The city of Rome (covering five acres) was a favourite subject. The scene showed the bridge over the Tiber, St. Peter’s, and the Castle of St. Angelo. At night-time Southby’s fireworks legitimately reproduced the Roman Girandola of Easter Monday:
“At the Surrey Menagerie every one knows
(Because ’tis a place to which every one goes)
There’s a model of Rome: and as round it one struts
One sinks the remembrance of Newington Butts;
And having one’s shilling laid down at the portal,
One fancies oneself in the City Immortal.” [86b]
Quieter efforts were the Temples of Elora, and Edinburgh, a subject suggested by Prince Albert.
Balloon ascents, which had such a strange fascination for the frequenters of Vauxhall in the thirties and forties, and which were always an attraction at Cremorne, do not seem to have been a feature of the Surrey Gardens. An ascent by Henry Coxwell, on September 7, 1854, was of some importance, as the balloonist for the first time gave a public exhibition of his methods of balloon-signalling in war. His apparatus was attached to the car, and the signals were supposed to be addressed to the beleaguered fortress of Sebastopol. Some pigeons were also taken up, and sent forth from the balloon with messages.

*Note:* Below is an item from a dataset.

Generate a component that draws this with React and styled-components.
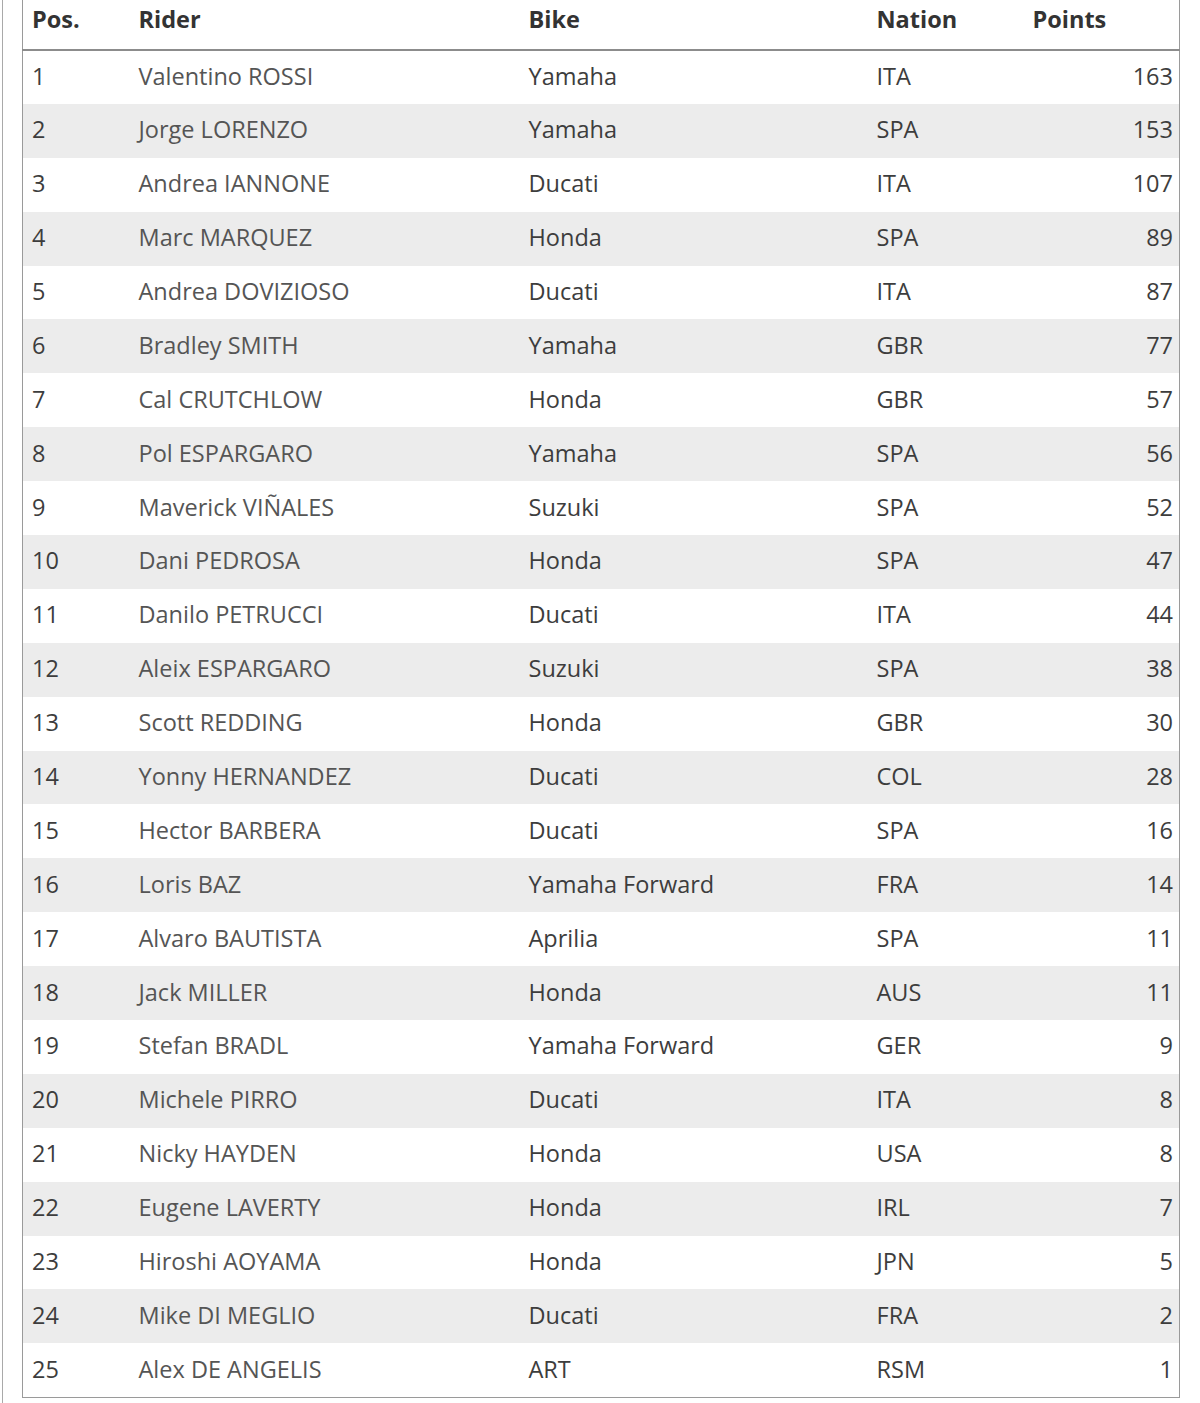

Two curiosities of ballooning are connected with these gardens. In May, 1837, Mr. and Mrs. Graham took up in a parachute attached to their balloon a monkey named Signor Jacopo, attired in a scarlet coat and feathers. The monkey descended in his parachute on Walworth Common, and, being duly labelled with ‘two pounds reward,’ was promptly returned to Mr. Cross. In 1838 the appearance of the ‘Montgolfier’ balloon [88a] excited no ordinary interest. It was a monstrous machine made of lawn varnished, and was said to be ‘of the height of the York Column, with a circumference nearly half that of the dome of St. Paul’s.’ It was announced to ascend on May 24, and people began to assemble in the grounds at noon. By seven o’clock there were nearly 5,000 spectators, and, behind a huge tarpaulin, the balloon was supposed to be in process of inflation. The balloon was attached to a platform in the middle of the lake, and its peculiarity was that it had to be inflated by chopped straw burnt in a brazier under the orifice of the bag. The size of the furnace had been miscalculated, and after the balloon had twice been set on fire, the ‘intrepid aeronaut’ decided not to ascend. Some of the spectators considered that, at any rate, the balloon could be punished, and ‘a well-directed volley of stones’ soon left the monster prostrate on the lake. An attempt was made to drag it on shore and tear it in pieces, but at this moment the cord broke. Some of the rowdier spirits now sought out the proprietor, hoping to duck him in one of his own ponds. And when this failed, they attacked the glass panes of the lion’s conservatory. But suddenly the police appeared and Vesuvius burst forth in all its fury, and when the fireworks were over the visitors quietly dispersed.
From 1839 to 1844 orchestral concerts, without vocalists, were one of the principal attractions. A good band, under C. Godfrey, performed music of the promenade-concert type—operatic overtures, dance-music by Strauss and Musard, with an occasional ‘classical’ first part, when Handel and Beethoven had their turn.